Saturday, February 14, 2009

Intro to Caching,Caching algorithms and caching frameworks part 3

Introduction:

In part 1 we talked about the basics and terminologies of cache and we have also shown replacement policies , in part 2 we implemented some of these famous replacement polices and now in this part we will continue talking about the implementation of two famous algorithms which are LFU and LRU. Again, the implementation in this article is for sake of demonstration and in order to use it (we just concentrate over the replacement algorithm and we will skip other things like loading data and so on), you will have to do some extra work but you can base your implementation over it.

Meet LFU Cache Implementation:

public synchronized Object getElement(Object key) {

Object obj;

obj = table.get(key);

if (obj != null) {
CacheElement element = (CacheElement) obj;
element.setHitCount(element.getHitCount() + 1);
return element.getObjectValue();
}
return null;

}

public final synchronized void addElement(Object key, Object value) {

Object obj;

obj = table.get(key);

if (obj != null) {
CacheElement element;

// Just replace the value.
element = (CacheElement) obj;
element.setObjectValue(value);
element.setObjectKey(key);

return;
}

if (!isFull()) {

index = numEntries;
++numEntries;
} else {
CacheElement element = removeLfuElement();
index = element.getIndex();
table.remove(element.getObjectKey());

}

cache[index].setObjectValue(value);
cache[index].setObjectKey(key);
cache[index].setIndex(index);
table.put(key, cache[index]);
}

public CacheElement removeLfuElement() {

CacheElement[] elements = getElementsFromTable();
CacheElement leastElement = leastHit(elements);
return leastElement;
}

public static CacheElement leastHit(CacheElement[] elements) {

CacheElement lowestElement = null;
for (int i = 0; i < elements.length; i++) {
CacheElement element = elements[i];
if (lowestElement == null) {
lowestElement = element;

} else {
if (element.getHitCount() < lowestElement.getHitCount()) {
lowestElement = element;
}
}
}
return lowestElement;
}
Analyzing LFU Cache Code (Talk Show):


Presenter: it is getting hotter and hotter now, our next contestant is LFU cache, please make some noise for it.

Audience began to scream for LFU which made LFU hesitated.

Hello, I am LFU, when the cache client want to add a new element and cache is full (no enough room for the new entry) I will have to kick out the least frequently used entry, by using the help of the removelfuElement method which will allow me to get the least frequently used element, after I get it, I will remove this entry and place the new entry


else {
CacheElement element = removeLfuElement();
index = element.getIndex();
table.remove(element.getObjectKey());

}


If we dived into this method…, I am saying if we dived into this method (still nothing happened)
LFU tried pressing the next button on the presentation remote control (to get the next presentation slide) but I didn’t work.

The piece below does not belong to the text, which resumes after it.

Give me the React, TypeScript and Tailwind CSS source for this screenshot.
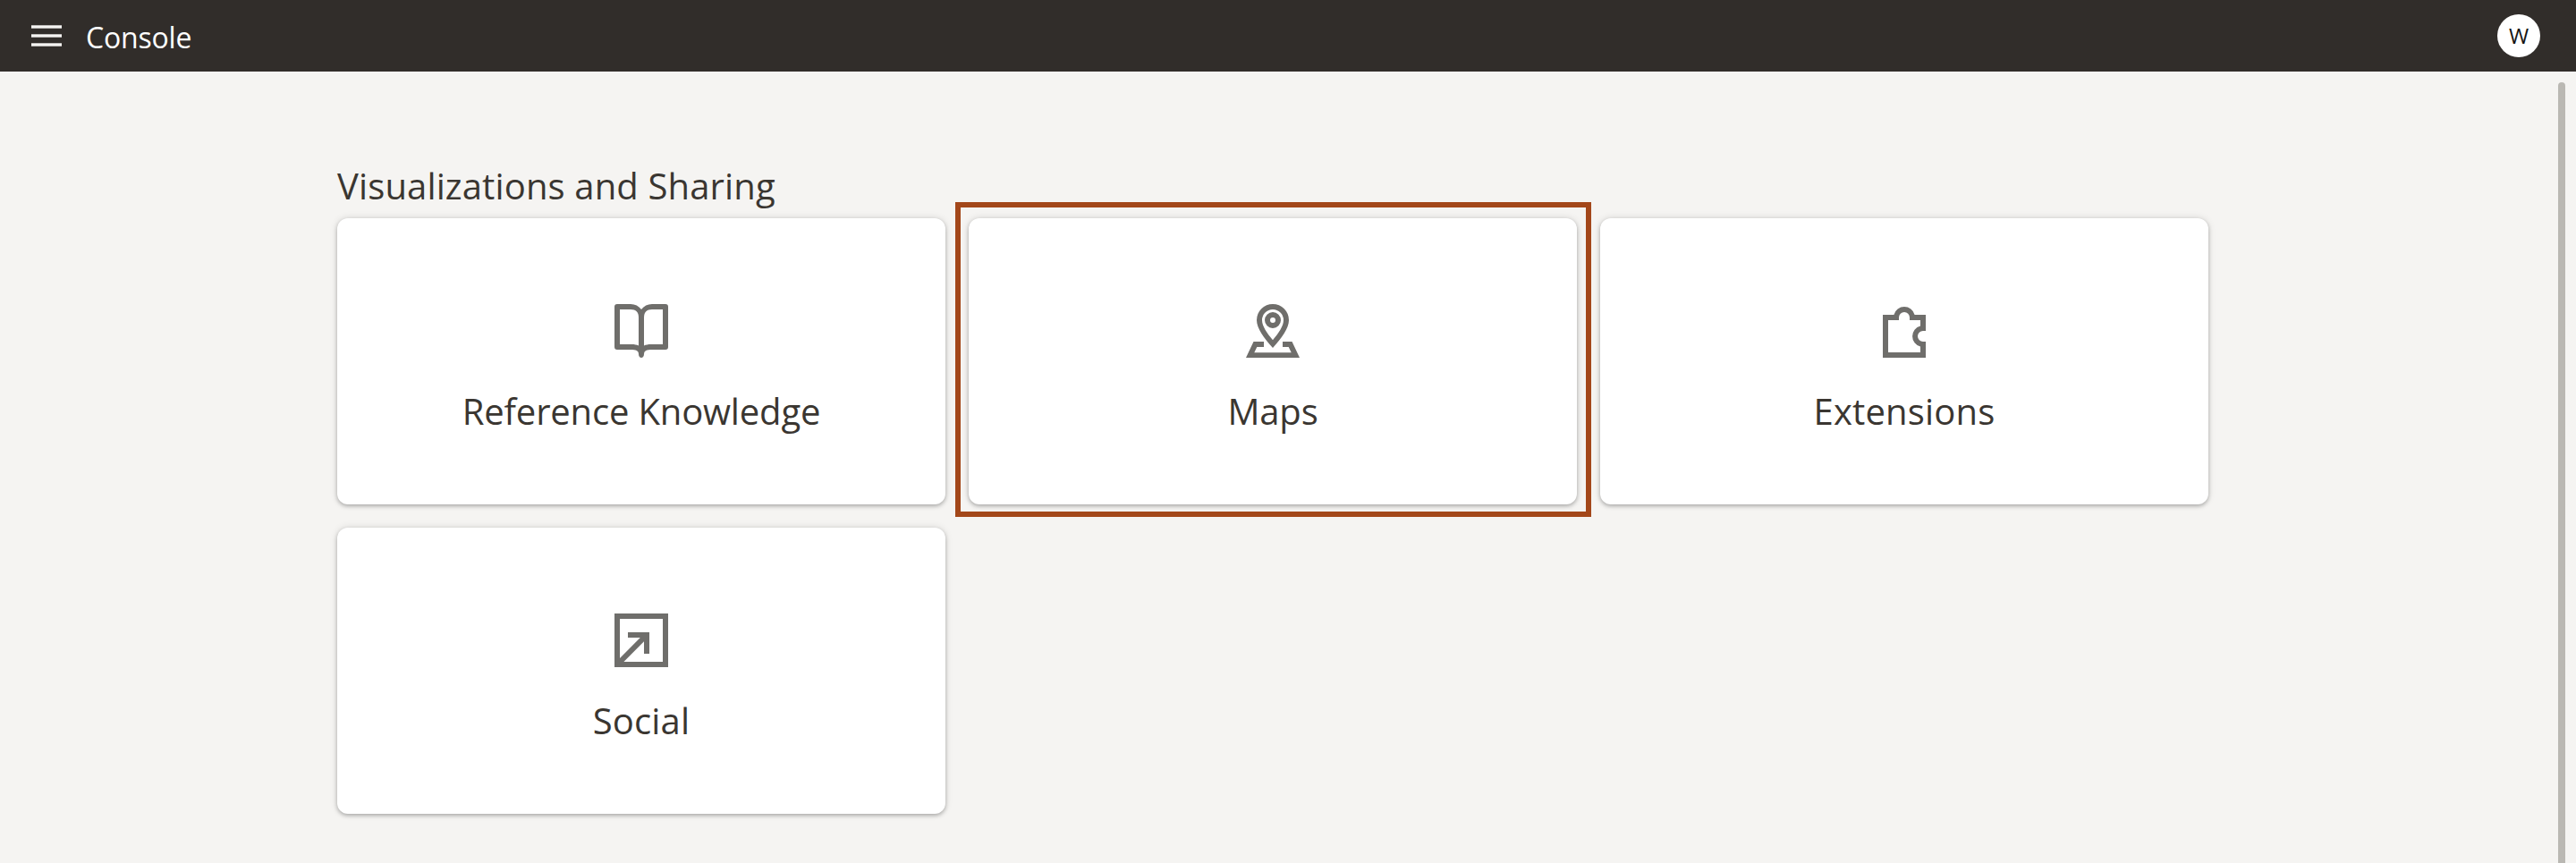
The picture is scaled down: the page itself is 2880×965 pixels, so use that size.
import React from "react";

type Tile = {
  label: string;
  tracking: string;
  icon: React.ReactNode;
  highlighted?: boolean;
};

function Glyph({ children }: { children: React.ReactNode }) {
  return (
    <svg viewBox="0 0 72 72" className="size-[72px] text-[#6f6e6b]" fill="currentColor" fillRule="evenodd" aria-hidden="true">
      {children}
    </svg>
  );
}

const BookIcon = () => (
  <Glyph>
    <path d="M9 6H24C29 6 33 8 36 12C39 8 43 6 48 6H63A3 3 0 0 1 66 9V54A3 3 0 0 1 63 57H48C42 57 39 58 39 62C39 64.500 37.500 66 36 66C34.500 66 33 64.500 33 62C33 58 30 57 24 57H9A3 3 0 0 1 6 54V9A3 3 0 0 1 9 6ZM12 12V51H25C28.500 51 31 51.500 33 52.500V21C33 15 30 12 24 12ZM60 12H48C42 12 39 15 39 21V52.500C41 51.500 43.500 51 47 51H60Z" />
  </Glyph>
);

const MapIcon = () => (
  <Glyph>
    <path d="M36 6A18 18 0 0 1 54 24C54 33 45.500 44.500 36 55C26.500 44.500 18 33 18 24A18 18 0 0 1 36 6ZM36 12A12 12 0 0 0 24 24C24 30.500 29.500 38.500 36 46.300C42.500 38.500 48 30.500 48 24A12 12 0 0 0 36 12Z" />
    <path d="M36 15a9 9 0 1 1 0 18a9 9 0 0 1 0-18ZM36 21a3 3 0 1 0 0 6a3 3 0 0 0 0-6Z" />
    <path d="M6 66L14.500 48H26V54H18.300L15.300 60.200H56.700L53.700 54H47V48H57.500L66 66Z" />
  </Glyph>
);

const PuzzleIcon = () => (
  <Glyph>
    <path d="M12 18H24.400A12 12 0 0 1 47.600 18H60V36H57A6 6 0 0 0 57 48H60V66H12ZM18 24V60H54V53.600A12 12 0 0 1 54 30.400V24H42V21A6 6 0 0 0 30 21V24Z" />
  </Glyph>
);

const ShareIcon = () => (
  <Glyph>
    <path d="M6 6H66V66H6ZM12 12V56L34.800 33H21V27H45V51H39V37.200L16.400 60H60V12Z" />
  </Glyph>
);

const tiles: Tile[] = [
  { label: "Reference Knowledge", tracking: "tracking-[-0.17px]", icon: <BookIcon /> },
  { label: "Maps", tracking: "tracking-[-0.15px]", icon: <MapIcon />, highlighted: true },
  { label: "Extensions", tracking: "tracking-[0.18px]", icon: <PuzzleIcon /> },
  { label: "Social", tracking: "tracking-[0.15px]", icon: <ShareIcon /> },
];

function Card({ label, tracking, icon, highlighted }: Tile) {
  return (
    <div className="relative flex h-80 flex-col items-center rounded-xl bg-white pt-[90px] shadow-[0_2px_4px_rgba(0,0,0,0.25),0_0_8px_rgba(0,0,0,0.12)]">
      {icon}
      <span className={`mt-[30px] text-[40px] leading-[47px] ${tracking}`}>{label}</span>
      {highlighted && (
        <div className="absolute -top-[18px] -right-4 -bottom-[14px] -left-[15px] border-[6px] border-[#a3471a]" />
      )}
    </div>
  );
}

export default function App() {
  return (
    <div className="flex h-[965px] w-[2880px] flex-col overflow-hidden bg-[#f5f4f2] font-['Open_Sans','Noto_Sans',sans-serif] text-[#3a3631]">
      <header className="flex h-20 shrink-0 items-start justify-between bg-[#312d2a] pt-4 pr-10 pl-[35px] text-white">
        <div className="flex items-start">
          <div className="mt-3 flex w-[34px] flex-col gap-1.5">
            <div className="h-1 border-y border-[#bdbbb9] bg-[#f5f4f2]" />
            <div className="h-1 border-y border-[#bdbbb9] bg-[#f5f4f2]" />
            <div className="h-1 border-y border-[#bdbbb9] bg-[#f5f4f2]" />
          </div>
          <h1 className="ml-[27px] pt-px text-[32px] leading-[49px] tracking-[-0.2px]">Console</h1>
        </div>
        <div className="flex size-12 items-center justify-center rounded-full bg-white text-2xl leading-8 tracking-[-0.2px] text-[#161513]">W</div>
      </header>
      <div className="flex min-h-0 flex-1 justify-between">
        <main className="pt-[104px] pl-[377px]">
          <h2 className="mb-[13px] text-[40px] leading-[47px] tracking-[0.13px]">Visualizations and Sharing</h2>
          <div className="grid grid-cols-[680px_680px_680px] gap-[26px]">
            {tiles.map((tile) => (
              <Card key={tile.label} {...tile} />
            ))}
          </div>
        </main>
        <div className="mt-3 mr-3 w-2 rounded-t-full bg-[#bab8b3]" />
      </div>
    </div>
  );
}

Ahh now we are talking, ok if we dived into this method we will see that the method is just getting the whole elements in cache by calling getElementsFromTable method and then returns the element with the least hit.


public CacheElement removeLfuElement() {

CacheElement[] elements = getElementsFromTable();
CacheElement leastElement = leastHit(elements);
return leastElement;
}
}


By calling leastHit method which loops over the cache elements and check if the current element has the least hit, if so, I will make it my lowestElement which I am going replace the new entry with.

public static CacheElement leastHit(CacheElement[] elements) {

CacheElement lowestElement = null;
for (int i = 0; i <>
CacheElement element = elements[i];
if (lowestElement == null)
{ lowestElement = element; }
else {

if (element.getHitCount() <>
{ lowestElement = element; }
}
}
return lowestElement;
}

LFU stopped talking and waited for any action from the audience and the only action it get was scratching heads (audience didn’t get some stuff).

One of the production team whispered to LFU cache and said: you didn’t mention how the lowest element will be distinguished from another element?

Then LFU cache started talking gain and said: By default when you add the element to the cache its hitCoint will be the same as the previous element so how do we handle the hit count thing?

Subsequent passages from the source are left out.